Experimental and computational investigation of the binding mechanism of thymol with human transferrin: Importance of dietary phytochemicals in Alzheimer's disease therapeutics

Abstract

Transferrin (Tf) regulates free iron in the body, which is critical to shield the body from the detrimental effects of free iron, a potent neurotoxin, in the aerobic surroundings of the blood and body fluids. Maintaining iron homeostasis is essential because any disruption in its homeostasis ultimately results in the generation of iron-triggered oxidative stress that is further implicated in the pathogenesis of numerous diseases, including Alzheimer's disease (AD). In recent times, plant extracts and plant-derived phytochemicals have gained importance in the field of drug design and discovery. The present study aimed to comprehensively explore the interaction of thymol with Tf, owing to the pivotal roles played by Tf and thymol in AD. Initially, the details of the binding of thymol with Tf were assessed employing docking and all-atom molecular dynamics (MD) simulation studies for 300 ns in detail.
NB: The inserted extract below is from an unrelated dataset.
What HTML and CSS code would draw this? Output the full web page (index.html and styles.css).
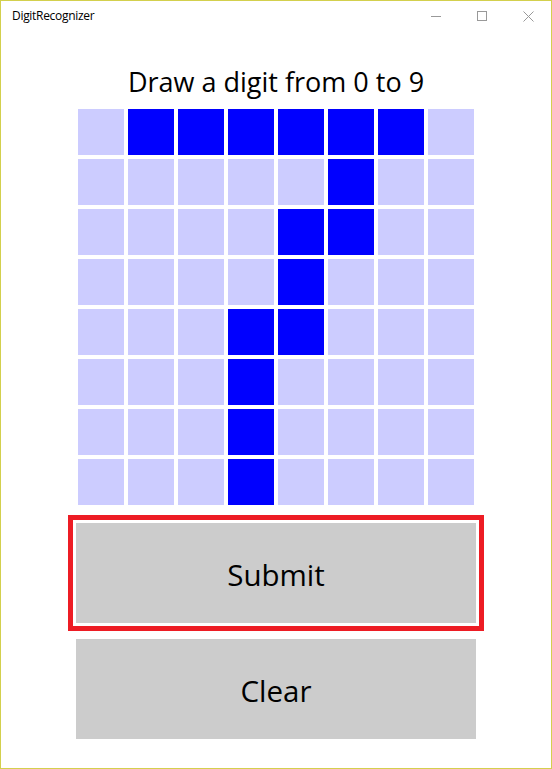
FILE: index.html
```html
<!DOCTYPE html>
<html lang="en">
<head>
<meta charset="utf-8">
<title>DigitRecognizer</title>
<link rel="stylesheet" href="styles.css">
</head>
<body>
<div class="window">
  <div class="titlebar">
    <div class="app-title">DigitRecognizer</div>
    <div class="controls">
      <div class="ctrl"><svg width="10" height="10" viewBox="0 0 10 10"><path d="M0 5.5H10" stroke="#999" stroke-width="1" fill="none"/></svg></div>
      <div class="ctrl"><svg width="10" height="10" viewBox="0 0 10 10"><rect x="0.5" y="0.5" width="9" height="9" stroke="#999" stroke-width="1" fill="none"/></svg></div>
      <div class="ctrl"><svg width="11" height="11" viewBox="0 0 11 11"><path d="M0.5 0.5L10.5 10.5M10.5 0.5L0.5 10.5" stroke="#999" stroke-width="1" fill="none"/></svg></div>
    </div>
  </div>
  <div class="content">
    <h1 class="heading">Draw a digit from 0 to 9</h1>
    <div class="grid">
      <div class="cell"></div><div class="cell on"></div><div class="cell on"></div><div class="cell on"></div><div class="cell on"></div><div class="cell on"></div><div class="cell on"></div><div class="cell"></div>
      <div class="cell"></div><div class="cell"></div><div class="cell"></div><div class="cell"></div><div class="cell"></div><div class="cell on"></div><div class="cell"></div><div class="cell"></div>
      <div class="cell"></div><div class="cell"></div><div class="cell"></div><div class="cell"></div><div class="cell on"></div><div class="cell on"></div><div class="cell"></div><div class="cell"></div>
      <div class="cell"></div><div class="cell"></div><div class="cell"></div><div class="cell"></div><div class="cell on"></div><div class="cell"></div><div class="cell"></div><div class="cell"></div>
      <div class="cell"></div><div class="cell"></div><div class="cell"></div><div class="cell on"></div><div class="cell on"></div><div class="cell"></div><div class="cell"></div><div class="cell"></div>
      <div class="cell"></div><div class="cell"></div><div class="cell"></div><div class="cell on"></div><div class="cell"></div><div class="cell"></div><div class="cell"></div><div class="cell"></div>
      <div class="cell"></div><div class="cell"></div><div class="cell"></div><div class="cell on"></div><div class="cell"></div><div class="cell"></div><div class="cell"></div><div class="cell"></div>
      <div class="cell"></div><div class="cell"></div><div class="cell"></div><div class="cell on"></div><div class="cell"></div><div class="cell"></div><div class="cell"></div><div class="cell"></div>
    </div>
    <div class="focus-ring">
      <button class="btn" type="button">Submit</button>
    </div>
    <button class="btn clear" type="button">Clear</button>
  </div>
</div>
</body>
</html>
```
FILE: styles.css
```css
html, body {
  margin: 0;
  padding: 0;
  background: #ffffff;
}

.window {
  width: 552px;
  height: 769px;
  box-sizing: border-box;
  border: 1px solid #d3d04d;
  background: #ffffff;
  display: flex;
  flex-direction: column;
  font-family: "Open Sans", "Noto Sans", "Liberation Sans", sans-serif;
  color: #000000;
}

.titlebar {
  height: 30px;
  display: flex;
  align-items: flex-start;
  justify-content: space-between;
}

.app-title {
  font-size: 12px;
  line-height: 16px;
  padding: 7px 0 0 11px;
  letter-spacing: -0.3px;
}

.controls {
  display: flex;
}

.ctrl {
  width: 46px;
  height: 30px;
  display: flex;
  align-items: flex-start;
  justify-content: center;
  padding-top: 10px;
  box-sizing: border-box;
}

.content {
  display: flex;
  flex-direction: column;
  align-items: center;
}

.heading {
  margin: 33px 0 9px;
  font-size: 27px;
  font-weight: 400;
  line-height: 36px;
  height: 36px;
  white-space: nowrap;
}

.grid {
  display: grid;
  grid-template-columns: repeat(8, 46px);
  grid-auto-rows: 46px;
  gap: 4px;
}

.cell {
  background: #ccccff;
}

.cell.on {
  background: #0000ff;
}

.focus-ring {
  margin-top: 10px;
  border: 5px solid #ed1c24;
  padding: 3px;
}

.btn {
  display: block;
  width: 400px;
  height: 100px;
  border: 0;
  margin: 0;
  padding: 3px 0 0;
  background: #cccccc;
  color: #000000;
  font-family: "Open Sans", "Noto Sans", "Liberation Sans", sans-serif;
  font-size: 29.5px;
  line-height: 36px;
}

.btn.clear {
  margin-top: 8px;
  padding-top: 4px;
}
```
It was found that thymol binds to Tf with a good affinity, forming close interactions with key residues, specifically within Tf's hydrogen carbonate and iron-binding domain. Moreover, the binding of thymol did not cause any significant structural changes in the Tf conformation, implying the Tf-thymol complex stability. The results of UV visible and fluorescence spectroscopic studies supported strong binding of thymol with Tf, signifying the stability of the Tf-thymol complex. The study provided valuable insights into the binding mechanisms, structural stability, and conformational dynamics of the Tf-thymol complex, providing a platform to use thymol and its derivatives in AD therapeutics.